* BEGIN *

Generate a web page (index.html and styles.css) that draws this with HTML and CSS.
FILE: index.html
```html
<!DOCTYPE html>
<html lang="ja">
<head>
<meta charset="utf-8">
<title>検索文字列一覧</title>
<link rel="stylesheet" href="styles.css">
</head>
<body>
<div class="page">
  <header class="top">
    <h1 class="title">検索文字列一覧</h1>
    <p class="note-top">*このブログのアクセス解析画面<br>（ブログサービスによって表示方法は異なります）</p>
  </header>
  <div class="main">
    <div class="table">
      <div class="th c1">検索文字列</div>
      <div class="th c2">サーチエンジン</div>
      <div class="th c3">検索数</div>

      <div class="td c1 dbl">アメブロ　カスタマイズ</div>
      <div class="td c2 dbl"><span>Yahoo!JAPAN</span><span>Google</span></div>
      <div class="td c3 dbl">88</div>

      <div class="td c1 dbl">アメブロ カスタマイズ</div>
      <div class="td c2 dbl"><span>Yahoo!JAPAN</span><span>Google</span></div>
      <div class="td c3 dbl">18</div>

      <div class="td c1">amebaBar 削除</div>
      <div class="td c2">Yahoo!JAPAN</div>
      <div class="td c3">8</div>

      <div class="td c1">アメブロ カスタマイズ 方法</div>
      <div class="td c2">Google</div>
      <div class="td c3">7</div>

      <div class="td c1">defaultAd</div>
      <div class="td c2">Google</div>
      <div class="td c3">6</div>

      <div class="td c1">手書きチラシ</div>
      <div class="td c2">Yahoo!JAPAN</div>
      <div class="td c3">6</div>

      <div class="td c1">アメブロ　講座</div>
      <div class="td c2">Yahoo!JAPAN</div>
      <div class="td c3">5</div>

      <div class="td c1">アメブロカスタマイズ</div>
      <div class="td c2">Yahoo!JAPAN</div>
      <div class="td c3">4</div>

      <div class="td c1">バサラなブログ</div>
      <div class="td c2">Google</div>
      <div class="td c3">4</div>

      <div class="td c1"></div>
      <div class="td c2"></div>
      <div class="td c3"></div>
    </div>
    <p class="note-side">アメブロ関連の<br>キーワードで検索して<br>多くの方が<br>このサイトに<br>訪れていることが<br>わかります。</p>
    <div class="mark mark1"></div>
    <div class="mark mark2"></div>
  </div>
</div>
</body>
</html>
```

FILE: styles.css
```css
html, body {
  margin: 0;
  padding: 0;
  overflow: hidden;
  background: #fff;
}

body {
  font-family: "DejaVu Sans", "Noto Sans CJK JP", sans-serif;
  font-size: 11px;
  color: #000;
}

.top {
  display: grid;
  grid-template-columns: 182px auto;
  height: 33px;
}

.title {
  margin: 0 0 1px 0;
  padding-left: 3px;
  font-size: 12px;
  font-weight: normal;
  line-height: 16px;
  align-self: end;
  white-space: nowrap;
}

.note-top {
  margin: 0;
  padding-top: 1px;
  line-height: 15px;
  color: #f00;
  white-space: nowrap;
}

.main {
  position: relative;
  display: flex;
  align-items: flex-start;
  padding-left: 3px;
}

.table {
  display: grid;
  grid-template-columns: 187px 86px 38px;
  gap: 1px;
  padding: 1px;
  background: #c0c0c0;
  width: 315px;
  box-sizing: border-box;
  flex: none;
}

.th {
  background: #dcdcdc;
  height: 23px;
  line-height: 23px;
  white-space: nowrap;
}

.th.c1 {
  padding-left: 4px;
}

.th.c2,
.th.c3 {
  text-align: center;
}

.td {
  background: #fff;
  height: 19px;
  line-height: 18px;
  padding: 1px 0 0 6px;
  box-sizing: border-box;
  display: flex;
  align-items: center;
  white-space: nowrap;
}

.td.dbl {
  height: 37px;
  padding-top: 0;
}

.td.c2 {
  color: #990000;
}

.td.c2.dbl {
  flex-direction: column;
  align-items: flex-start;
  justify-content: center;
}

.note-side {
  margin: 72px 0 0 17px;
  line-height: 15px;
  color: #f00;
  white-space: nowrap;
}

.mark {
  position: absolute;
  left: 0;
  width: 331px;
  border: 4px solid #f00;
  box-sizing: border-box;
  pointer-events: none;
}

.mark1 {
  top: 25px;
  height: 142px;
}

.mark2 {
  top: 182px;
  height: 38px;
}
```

* END *

Task brief: Reproduce each line verbatim.

The reply:
Generate a web page (index.html and styles.css) that draws this with HTML and CSS.
FILE: index.html
```html
<!DOCTYPE html>
<html lang="ja">
<head>
<meta charset="utf-8">
<title>検索文字列一覧</title>
<link rel="stylesheet" href="styles.css">
</head>
<body>
<div class="page">
  <header class="top">
    <h1 class="title">検索文字列一覧</h1>
    <p class="note-top">*このブログのアクセス解析画面<br>（ブログサービスによって表示方法は異なります）</p>
  </header>
  <div class="main">
    <div class="table">
      <div class="th c1">検索文字列</div>
      <div class="th c2">サーチエンジン</div>
      <div class="th c3">検索数</div>

      <div class="td c1 dbl">アメブロ　カスタマイズ</div>
      <div class="td c2 dbl"><span>Yahoo!JAPAN</span><span>Google</span></div>
      <div class="td c3 dbl">88</div>

      <div class="td c1 dbl">アメブロ カスタマイズ</div>
      <div class="td c2 dbl"><span>Yahoo!JAPAN</span><span>Google</span></div>
      <div class="td c3 dbl">18</div>

      <div class="td c1">amebaBar 削除</div>
      <div class="td c2">Yahoo!JAPAN</div>
      <div class="td c3">8</div>

      <div class="td c1">アメブロ カスタマイズ 方法</div>
      <div class="td c2">Google</div>
      <div class="td c3">7</div>

      <div class="td c1">defaultAd</div>
      <div class="td c2">Google</div>
      <div class="td c3">6</div>

      <div class="td c1">手書きチラシ</div>
      <div class="td c2">Yahoo!JAPAN</div>
      <div class="td c3">6</div>

      <div class="td c1">アメブロ　講座</div>
      <div class="td c2">Yahoo!JAPAN</div>
      <div class="td c3">5</div>

      <div class="td c1">アメブロカスタマイズ</div>
      <div class="td c2">Yahoo!JAPAN</div>
      <div class="td c3">4</div>

      <div class="td c1">バサラなブログ</div>
      <div class="td c2">Google</div>
      <div class="td c3">4</div>

      <div class="td c1"></div>
      <div class="td c2"></div>
      <div class="td c3"></div>
    </div>
    <p class="note-side">アメブロ関連の<br>キーワードで検索して<br>多くの方が<br>このサイトに<br>訪れていることが<br>わかります。</p>
    <div class="mark mark1"></div>
    <div class="mark mark2"></div>
  </div>
</div>
</body>
</html>
```

FILE: styles.css
```css
html, body {
  margin: 0;
  padding: 0;
  overflow: hidden;
  background: #fff;
}

body {
  font-family: "DejaVu Sans", "Noto Sans CJK JP", sans-serif;
  font-size: 11px;
  color: #000;
}

.top {
  display: grid;
  grid-template-columns: 182px auto;
  height: 33px;
}

.title {
  margin: 0 0 1px 0;
  padding-left: 3px;
  font-size: 12px;
  font-weight: normal;
  line-height: 16px;
  align-self: end;
  white-space: nowrap;
}

.note-top {
  margin: 0;
  padding-top: 1px;
  line-height: 15px;
  color: #f00;
  white-space: nowrap;
}

.main {
  position: relative;
  display: flex;
  align-items: flex-start;
  padding-left: 3px;
}

.table {
  display: grid;
  grid-template-columns: 187px 86px 38px;
  gap: 1px;
  padding: 1px;
  background: #c0c0c0;
  width: 315px;
  box-sizing: border-box;
  flex: none;
}

.th {
  background: #dcdcdc;
  height: 23px;
  line-height: 23px;
  white-space: nowrap;
}

.th.c1 {
  padding-left: 4px;
}

.th.c2,
.th.c3 {
  text-align: center;
}

.td {
  background: #fff;
  height: 19px;
  line-height: 18px;
  padding: 1px 0 0 6px;
  box-sizing: border-box;
  display: flex;
  align-items: center;
  white-space: nowrap;
}

.td.dbl {
  height: 37px;
  padding-top: 0;
}

.td.c2 {
  color: #990000;
}

.td.c2.dbl {
  flex-direction: column;
  align-items: flex-start;
  justify-content: center;
}

.note-side {
  margin: 72px 0 0 17px;
  line-height: 15px;
  color: #f00;
  white-space: nowrap;
}

.mark {
  position: absolute;
  left: 0;
  width: 331px;
  border: 4px solid #f00;
  box-sizing: border-box;
  pointer-events: none;
}

.mark1 {
  top: 25px;
  height: 142px;
}

.mark2 {
  top: 182px;
  height: 38px;
}
```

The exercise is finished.